TASK STATEMENT: Set down, exactly as written, the lines from the top of the data to the line that holds "import React from", and omit the pictures.

- - - - - - -

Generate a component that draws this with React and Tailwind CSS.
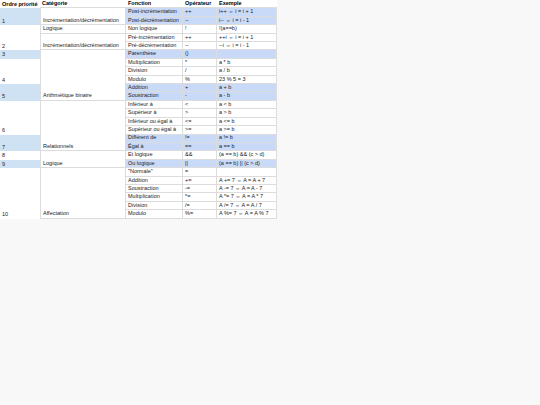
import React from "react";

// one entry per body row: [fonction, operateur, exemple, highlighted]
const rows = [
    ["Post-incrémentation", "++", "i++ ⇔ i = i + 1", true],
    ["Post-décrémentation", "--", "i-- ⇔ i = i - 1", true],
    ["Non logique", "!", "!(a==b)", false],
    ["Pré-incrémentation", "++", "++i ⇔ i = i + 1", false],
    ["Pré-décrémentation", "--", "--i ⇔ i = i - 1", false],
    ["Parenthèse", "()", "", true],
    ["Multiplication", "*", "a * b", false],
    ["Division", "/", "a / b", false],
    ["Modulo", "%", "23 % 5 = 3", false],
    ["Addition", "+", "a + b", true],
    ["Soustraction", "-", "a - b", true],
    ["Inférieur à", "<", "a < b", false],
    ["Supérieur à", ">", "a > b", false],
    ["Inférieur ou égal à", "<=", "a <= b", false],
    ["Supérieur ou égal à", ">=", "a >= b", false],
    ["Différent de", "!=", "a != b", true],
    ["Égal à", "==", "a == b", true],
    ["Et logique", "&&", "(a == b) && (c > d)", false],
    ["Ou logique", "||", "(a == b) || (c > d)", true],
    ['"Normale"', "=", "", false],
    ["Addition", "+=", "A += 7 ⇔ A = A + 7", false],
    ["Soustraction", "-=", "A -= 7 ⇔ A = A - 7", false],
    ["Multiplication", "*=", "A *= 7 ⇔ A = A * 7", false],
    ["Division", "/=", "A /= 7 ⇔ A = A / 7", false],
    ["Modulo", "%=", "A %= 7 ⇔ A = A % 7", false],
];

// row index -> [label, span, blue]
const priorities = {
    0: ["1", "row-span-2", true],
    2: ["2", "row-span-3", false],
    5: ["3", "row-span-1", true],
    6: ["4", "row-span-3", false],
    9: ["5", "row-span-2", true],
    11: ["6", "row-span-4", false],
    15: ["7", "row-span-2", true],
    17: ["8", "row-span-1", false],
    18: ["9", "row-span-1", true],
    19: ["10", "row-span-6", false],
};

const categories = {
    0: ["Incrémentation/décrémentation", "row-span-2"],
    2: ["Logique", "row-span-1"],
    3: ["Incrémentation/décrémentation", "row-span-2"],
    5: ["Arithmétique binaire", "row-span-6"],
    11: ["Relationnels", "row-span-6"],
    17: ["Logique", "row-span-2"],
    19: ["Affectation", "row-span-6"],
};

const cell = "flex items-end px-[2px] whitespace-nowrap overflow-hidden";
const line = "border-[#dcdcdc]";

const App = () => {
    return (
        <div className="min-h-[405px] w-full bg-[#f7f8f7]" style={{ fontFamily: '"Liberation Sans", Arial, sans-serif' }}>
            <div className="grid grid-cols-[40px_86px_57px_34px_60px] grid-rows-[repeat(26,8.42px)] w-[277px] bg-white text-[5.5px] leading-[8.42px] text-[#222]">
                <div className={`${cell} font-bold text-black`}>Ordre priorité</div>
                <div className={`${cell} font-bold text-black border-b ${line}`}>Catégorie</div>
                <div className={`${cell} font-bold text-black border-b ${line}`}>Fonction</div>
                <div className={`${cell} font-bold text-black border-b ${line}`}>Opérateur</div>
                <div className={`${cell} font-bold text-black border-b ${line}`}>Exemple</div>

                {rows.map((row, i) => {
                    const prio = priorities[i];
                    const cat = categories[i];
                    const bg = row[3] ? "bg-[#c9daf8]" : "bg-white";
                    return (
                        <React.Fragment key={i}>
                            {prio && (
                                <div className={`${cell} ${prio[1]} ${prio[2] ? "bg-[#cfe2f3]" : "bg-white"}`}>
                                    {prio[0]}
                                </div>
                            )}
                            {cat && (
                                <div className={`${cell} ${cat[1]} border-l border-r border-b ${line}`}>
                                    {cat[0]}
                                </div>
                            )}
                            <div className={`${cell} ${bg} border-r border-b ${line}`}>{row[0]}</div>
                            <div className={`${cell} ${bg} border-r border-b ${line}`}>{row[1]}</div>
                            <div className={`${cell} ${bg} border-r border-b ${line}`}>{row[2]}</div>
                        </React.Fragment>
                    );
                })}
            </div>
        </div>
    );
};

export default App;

- - - - - - -

WRITTEN REPLY:
Generate a component that draws this with React and Tailwind CSS.
import React from "react";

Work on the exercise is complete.